Collected data:

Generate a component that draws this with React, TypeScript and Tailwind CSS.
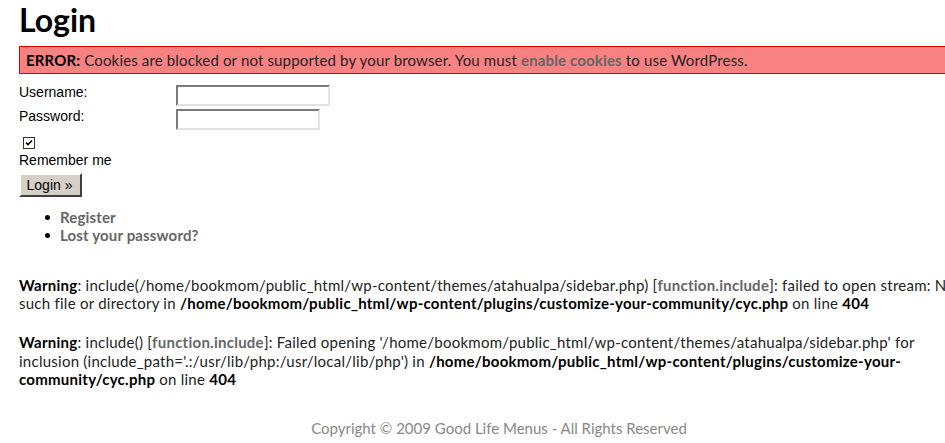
import React from 'react';

const body = { fontFamily: 'Lato, "Open Sans", sans-serif' };
const arial = { fontFamily: '"Liberation Sans", Arial, sans-serif' };

const inputCls =
    'h-[21px] bg-white border-2 border-t-[#7a7a7a] border-l-[#7a7a7a] border-b-[#e3e3e3] border-r-[#e3e3e3]';

const App: React.FC = () => {
    return (
        <div className="w-[945px] h-[443px] overflow-hidden bg-white text-[#222] tracking-[0.15px]" style={body}>
            <div className="w-[960px] ml-[19px]">

                {/* Title */}
                <h1 className="pt-[1px] text-[32px] leading-[37px] font-bold text-black tracking-normal">Login</h1>

                {/* Error */}
                <div className="mt-[8px] h-[28px] border border-[#e00000] bg-[#f88282] pl-[6px] text-[15px] leading-[26px] whitespace-nowrap">
                    <b className="text-black">ERROR:</b> Cookies are blocked or not supported by your browser. You must{' '}
                    <b className="text-[#666]">enable cookies</b> to use WordPress.
                </div>

                {/* Form */}
                <div
                    className="mt-[11px] grid grid-cols-[157px_auto] gap-y-[3px] text-[14px] leading-[14px] text-black tracking-normal"
                    style={arial}
                >
                    <div>Username:</div>
                    <div className={`${inputCls} w-[154px]`} />
                    <div>Password:</div>
                    <div className={`${inputCls} w-[144px]`} />
                </div>

                <div className="mt-[7px] ml-[4px] w-[12px] h-[12px] border border-[#333] bg-white flex items-center justify-center">
                    <svg width="8" height="8" viewBox="0 0 8 8">
                        <path d="M1 3.5 L3 5.5 L7 1.5" stroke="#000" strokeWidth="1.6" fill="none" />
                    </svg>
                </div>

                <div className="mt-[2px] text-[14px] leading-[18px] text-black tracking-normal" style={arial}>Remember me</div>

                <button
                    className="mt-[4px] w-[63px] h-[24px] bg-[#d4d0c8] border-2 border-t-white border-l-white border-b-[#404040] border-r-[#404040] text-[14px] text-black pr-[2px] tracking-normal"
                    style={arial}
                >
                    Login »
                </button>

                {/* Links */}
                <ul className="mt-[11px] text-[15px] leading-[18px] font-bold text-[#666]">
                    {['Register', 'Lost your password?'].map((item) => (
                        <li key={item} className="flex items-center">
                            <span className="ml-[26px] w-[5px] h-[5px] rounded-full bg-black" />
                            <span className="ml-[10px]">{item}</span>
                        </li>
                    ))}
                </ul>

                {/* PHP warnings */}
                <p className="mt-[32px] text-[15px] leading-[18px] whitespace-nowrap tracking-[0.25px]">
                    <b className="text-black">Warning</b>: include(/home/bookmom/public_html/wp-content/themes/atahualpa/sidebar.php){' '}
                    [<b className="text-[#666]">function.include</b>]: failed to open stream: No
                    <br />
                    such file or directory in{' '}
                    <b className="text-black">/home/bookmom/public_html/wp-content/plugins/customize-your-community/cyc.php</b> on line{' '}
                    <b className="text-black">404</b>
                </p>

                <p className="mt-[21px] text-[15px] leading-[18.5px] whitespace-nowrap tracking-[0.25px]">
                    <b className="text-black">Warning</b>: include() [<b className="text-[#666]">function.include</b>]: Failed opening
                    '/home/bookmom/public_html/wp-content/themes/atahualpa/sidebar.php' for
                    <br />
                    inclusion (include_path='.:/usr/lib/php:/usr/local/lib/php') in{' '}
                    <b className="text-black">/home/bookmom/public_html/wp-content/plugins/customize-your-</b>
                    <br />
                    <b className="text-black">community/cyc.php</b> on line <b className="text-black">404</b>
                </p>

                {/* Footer */}
                <div className="mt-[30px] text-center text-[15px] leading-[18px] text-[#888] tracking-normal">
                    Copyright © 2009 Good Life Menus - All Rights Reserved
                </div>

            </div>
        </div>
    );
};

export default App;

What is needed: Go from the first line of the listing to the line holding "border-l-[#7a7a7a] border-b-[#e3e3e3] border-r-[#e3e3e3]';" and, please, transcribe those lines exactly, both included, with no pictures.

The response:
Generate a component that draws this with React, TypeScript and Tailwind CSS.
import React from 'react';

const body = { fontFamily: 'Lato, "Open Sans", sans-serif' };
const arial = { fontFamily: '"Liberation Sans", Arial, sans-serif' };

const inputCls =
    'h-[21px] bg-white border-2 border-t-[#7a7a7a] border-l-[#7a7a7a] border-b-[#e3e3e3] border-r-[#e3e3e3]';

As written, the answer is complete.